Hurray for the Riff Raff began in 2006 as a solo project by Alynda Lee. At the time, Lee was a 18 year-old traveling street musician making simple home-recordings on her banjo in a bathroom in Brooklyn. These songs were intended to only be shared with friends, but they caught the attention of Walter McClements, the leader of the New Orleans band Why Are We Building Such A Big Ship? McClements encouraged Lee to move to New Orleans, where the Riff Raff became a duo, with McClements joining Lee on a host of instruments including accordian, banjo, and toy piano. His careful and heartfelt musicianship filled Lee's songs with essential colors and counter-melodies.

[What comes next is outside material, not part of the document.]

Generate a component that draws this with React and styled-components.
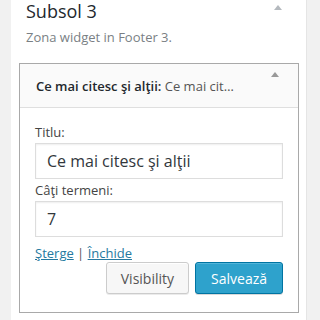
import React from "react";
import styled, { createGlobalStyle } from "styled-components";

const Global = createGlobalStyle`
  html, body { margin: 0; padding: 0; background: #f1f1f1; }
  body { font-family: "Open Sans", "Noto Sans", sans-serif; }
`;

const Page = styled.div`
  width: 320px;
  height: 320px;
  overflow: hidden;
  padding-left: 11px;
  box-sizing: border-box;
`;

const Sidebar = styled.div`
  width: 296px;
  height: 320px;
  background: #fff;
  border-right: 1px solid #e5e5e5;
  box-sizing: border-box;
  padding: 0 8px;
`;

const SidebarHead = styled.div`
  position: relative;
  padding: 0 7px;
  height: 63px;
`;

const SidebarTitle = styled.h3`
  margin: 0;
  font-size: 18px;
  font-weight: 400;
  line-height: 22px;
  color: #23282d;
`;

const Desc = styled.p`
  margin: 6px 0 0;
  font-size: 13px;
  line-height: 18px;
  color: #7a7f84;
`;

const Arrow = styled.span`
  position: absolute;
  top: ${(p) => p.$top}px;
  right: ${(p) => p.$right}px;
  width: 0;
  height: 0;
  border-left: 4px solid transparent;
  border-right: 4px solid transparent;
  border-bottom: 5px solid ${(p) => p.$color};
`;

const Widget = styled.div`
  width: 280px;
  border: 1px solid #a9a9a9;
  box-sizing: border-box;
  background: #fff;
`;

const WidgetTop = styled.div`
  position: relative;
  height: 43px;
  background: #fafafa;
  border-bottom: 1px solid #dfdfdf;
  display: flex;
  align-items: center;
  padding: 0 16px;
  font-size: 13px;
  color: #23282d;
  white-space: nowrap;
`;

const WidgetName = styled.span`
  font-weight: 600;
`;

const InTitle = styled.span`
  font-weight: 400;
  color: #555;
`;

const WidgetBody = styled.div`
  padding: 15px 15px 18px 15px;
  display: flex;
  flex-direction: column;
`;

const Label = styled.label`
  font-size: 13px;
  line-height: 18px;
  color: #444;
  margin-top: ${(p) => p.$mt || 0}px;
`;

const Input = styled.div`
  height: 36px;
  border: 1px solid #ddd;
  box-sizing: border-box;
  margin-top: 2px;
  padding: 0 11px;
  display: flex;
  align-items: center;
  font-size: 16px;
  color: #32373c;
  box-shadow: inset 0 1px 2px rgba(0, 0, 0, 0.07);
`;

const Links = styled.div`
  margin-top: 7px;
  font-size: 13px;
  line-height: 18px;
  color: #555;
`;

const Link = styled.a`
  color: #2579a0;
  text-decoration: underline;
`;

const Buttons = styled.div`
  display: flex;
  justify-content: flex-end;
  gap: 6px;
`;

const Button = styled.button`
  height: 32px;
  padding: 0 ${(p) => p.$px}px;
  border-radius: 3px;
  font-family: "Open Sans", "Noto Sans", sans-serif;
  font-size: 14px;
  border: 1px solid ${(p) => (p.$primary ? "#0074a2" : "#cccccc")};
  background: ${(p) => (p.$primary ? "#2ea2cc" : "#f7f7f7")};
  color: ${(p) => (p.$primary ? "#fff" : "#555")};
  box-shadow: ${(p) =>
    p.$primary
      ? "inset 0 1px 0 rgba(120,200,230,.5), 0 1px 0 rgba(0,0,0,.15)"
      : "inset 0 1px 0 #fff, 0 1px 0 rgba(0,0,0,.08)"};
`;

export default function App() {
  return (
    <Page>
      <Global />
      <Sidebar>
        <SidebarHead>
          <SidebarTitle>Subsol 3</SidebarTitle>
          <Desc>Zona widget in Footer 3.</Desc>
          <Arrow $top={5} $right={16} $color="#b4b9be" />
        </SidebarHead>
        <Widget>
          <WidgetTop>
            <WidgetName>Ce mai citesc şi alţii:</WidgetName>
            <InTitle>&nbsp;Ce mai cit…</InTitle>
            <Arrow $top={8} $right={19} $color="#999" />
          </WidgetTop>
          <WidgetBody>
            <Label>Titlu:</Label>
            <Input>Ce mai citesc şi alţii</Input>
            <Label $mt={2}>Câţi termeni:</Label>
            <Input>7</Input>
            <Links>
              <Link>Şterge</Link> | <Link>Închide</Link>
            </Links>
            <Buttons>
              <Button $px={14}>Visibility</Button>
              <Button $primary $px={15}>Salvează</Button>
            </Buttons>
          </WidgetBody>
        </Widget>
      </Sidebar>
    </Page>
  );
}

After moving to New Orleans, Lee became immersed in the city’s music. Her banjo skills were honed on the streets of the French Quarter, playing in traditional jazz bands for tips from tourists, a vocation that still pays her rent to this day. It was through these pick up jazz bands that she met Shae Freeman (musical saw), Aubrey Freeman (upright bass, pedal steel), and Aurora Nealand (woodwinds) who now round out the band.

Hurray for the Riff Raff, as it is now constituted, has just finished their debut LP, It Don't Mean I Don't Love You, which was recorded by Aubrey Freeman in his home studio. Lee's ability to craft a goregous melody is what drives the record. The songs range from tender to triumphant, and have a power that rarely comes from the pen of a 21 year-old.